The following settings are available in the Deckhouse web interface:

  • Nodes per zone – sets the minimum and maximum number of nodes that can run in a single zone.
  • Desired – the current number of nodes needed for operation.
  • Requested – the number of nodes currently scheduled for provisioning.
  • Standby – additional reserved nodes.

To modify autoscaling parameters:

  • Click the edit icon next to the “Nodes per zone” parameter.
  • In the pop-up window, specify the minimum and maximum number of nodes.
  • Click “Apply” to save the changes, or “Cancel” to discard them.

When you click “Create based on” in the web interface, a form for configuring autoscaling parameters opens:

  1. Main parameters:
    • Zones – selection of availability zones where machines will be created. This helps distribute nodes across multiple zones. The default value depends on the selected cloud provider and usually includes all zones in the region.
    • Scaling priority – used if multiple node groups exist with the same priority. If not specified, the system will randomly choose a group for scaling.
    • Number of machines created simultaneously during scale-up – defines how many machines can be added at once during scale-up. For example, if the value is 1, nodes will be added one at a time.
    • Max unavailable instances during RollingUpdate – how many nodes can be unavailable during updates. A value of 0 means rolling updates will occur one by one with no downtime.
  2. Standby nodes and resources:
    • Number of standby nodes out of total nodes – you can specify an exact number (e.g., 2–6) or a percentage (e.g., 15%). A standby node is a pre-provisioned node ready to receive workloads immediately.
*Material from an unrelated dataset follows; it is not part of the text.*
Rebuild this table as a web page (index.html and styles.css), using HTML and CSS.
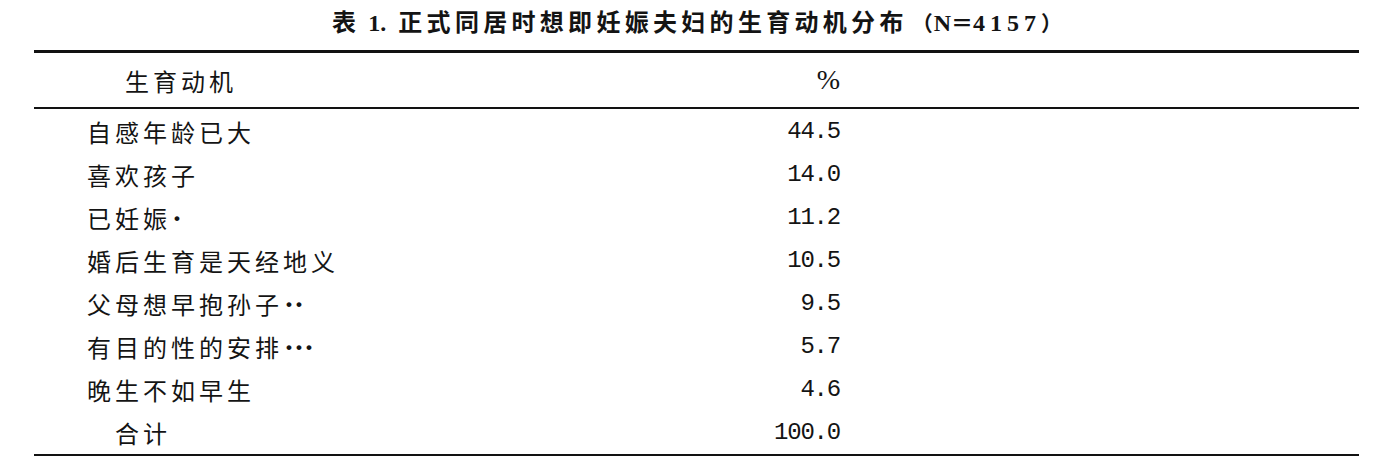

This speeds up scale-up by several minutes.
    • Resources reserved on standby nodes – the percentage of resources to reserve on standby nodes. Acceptable values: 1% to 80%. For example, if set to 50%, half of the node’s resources will be reserved.
  3. Additional parameters:
    • Quick Shutdown – enables fast node shutdown, reducing the drain wait time to 5 minutes.